- **Raw data**:

• • • •

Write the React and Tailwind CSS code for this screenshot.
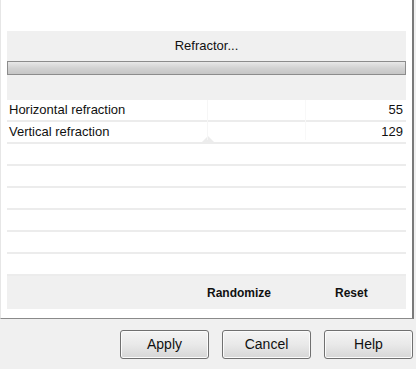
import React from 'react';

const rows = [
  { label: 'Horizontal refraction', value: '55' },
  { label: 'Vertical refraction', value: '129' },
  null, null, null, null, null, null,
];

const DialogButton = ({ label }) => (
  <button className="w-[89px] h-[29px] rounded-[3px] border border-[#707070] bg-gradient-to-b from-[#f4f4f4] via-[#e9e9e9] to-[#d6d6d6] text-[14px] text-[#111] shadow-[inset_0_0_0_1px_#fbfbfb]">
    {label}
  </button>
);

const App = () => {
  return (
    <div className="w-[416px] h-[369px] bg-[#f0f0f0] overflow-hidden" style={{ fontFamily: '"Liberation Sans", Arial, sans-serif' }}>
      {/* main white panel */}
      <div className="w-[414px] h-[319px] bg-white border-r-2 border-b border-r-[#7a7a7a] border-b-[#8a8a8a] border-l border-l-[#e6e6e6] pt-[31px] px-[6px]">
        <div className="bg-[#f0f0f0] h-[69px] flex flex-col">
          <div className="h-[30px] flex items-center justify-center text-[13px] text-[#111]">Refractor...</div>
          <div className="h-[14px] border border-[#8c8c8c] bg-gradient-to-b from-[#e8e8e8] via-[#d2d2d2] to-[#c6c6c6]" />
        </div>

        <div className="relative">
          {rows.map((row, i) => (
            <div key={i} className="h-[22px] flex items-center justify-between px-[2px] border-b-2 border-[#ececec] text-[13px] text-[#111]">
              {row && (
                <>
                  <span>{row.label}</span>
                  <span className="pr-[1px]">{row.value}</span>
                </>
              )}
            </div>
          ))}
          <div className="absolute left-[194px] top-[36px] w-0 h-0 border-l-[7px] border-r-[7px] border-b-[7px] border-l-transparent border-r-transparent border-b-[#ececec]" />
          <div className="absolute left-[200px] top-[0px] w-[1px] h-[40px] bg-[#f6f6f6]" />
          <div className="absolute left-[298px] top-[0px] w-[1px] h-[40px] bg-[#f8f8f8]" />
        </div>

        <div className="bg-[#f0f0f0] h-[33px] flex items-center text-[12px] font-bold text-[#111]">
          <span className="ml-[200px]">Randomize</span>
          <span className="ml-[64px]">Reset</span>
        </div>
      </div>

      <div className="flex justify-end gap-[13px] pt-[11px] pr-[3px]">
        <DialogButton label="Apply" />
        <DialogButton label="Cancel" />
        <DialogButton label="Help" />
      </div>
    </div>
  );
};

export default App;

• • • •

Repeat verbatim all the material, but not the pictures.

Write the React and Tailwind CSS code for this screenshot.
import React from 'react';

const rows = [
  { label: 'Horizontal refraction', value: '55' },
  { label: 'Vertical refraction', value: '129' },
  null, null, null, null, null, null,
];

const DialogButton = ({ label }) => (
  <button className="w-[89px] h-[29px] rounded-[3px] border border-[#707070] bg-gradient-to-b from-[#f4f4f4] via-[#e9e9e9] to-[#d6d6d6] text-[14px] text-[#111] shadow-[inset_0_0_0_1px_#fbfbfb]">
    {label}
  </button>
);

const App = () => {
  return (
    <div className="w-[416px] h-[369px] bg-[#f0f0f0] overflow-hidden" style={{ fontFamily: '"Liberation Sans", Arial, sans-serif' }}>
      {/* main white panel */}
      <div className="w-[414px] h-[319px] bg-white border-r-2 border-b border-r-[#7a7a7a] border-b-[#8a8a8a] border-l border-l-[#e6e6e6] pt-[31px] px-[6px]">
        <div className="bg-[#f0f0f0] h-[69px] flex flex-col">
          <div className="h-[30px] flex items-center justify-center text-[13px] text-[#111]">Refractor...</div>
          <div className="h-[14px] border border-[#8c8c8c] bg-gradient-to-b from-[#e8e8e8] via-[#d2d2d2] to-[#c6c6c6]" />
        </div>

        <div className="relative">
          {rows.map((row, i) => (
            <div key={i} className="h-[22px] flex items-center justify-between px-[2px] border-b-2 border-[#ececec] text-[13px] text-[#111]">
              {row && (
                <>
                  <span>{row.label}</span>
                  <span className="pr-[1px]">{row.value}</span>
                </>
              )}
            </div>
          ))}
          <div className="absolute left-[194px] top-[36px] w-0 h-0 border-l-[7px] border-r-[7px] border-b-[7px] border-l-transparent border-r-transparent border-b-[#ececec]" />
          <div className="absolute left-[200px] top-[0px] w-[1px] h-[40px] bg-[#f6f6f6]" />
          <div className="absolute left-[298px] top-[0px] w-[1px] h-[40px] bg-[#f8f8f8]" />
        </div>

        <div className="bg-[#f0f0f0] h-[33px] flex items-center text-[12px] font-bold text-[#111]">
          <span className="ml-[200px]">Randomize</span>
          <span className="ml-[64px]">Reset</span>
        </div>
      </div>

      <div className="flex justify-end gap-[13px] pt-[11px] pr-[3px]">
        <DialogButton label="Apply" />
        <DialogButton label="Cancel" />
        <DialogButton label="Help" />
      </div>
    </div>
  );
};

export default App;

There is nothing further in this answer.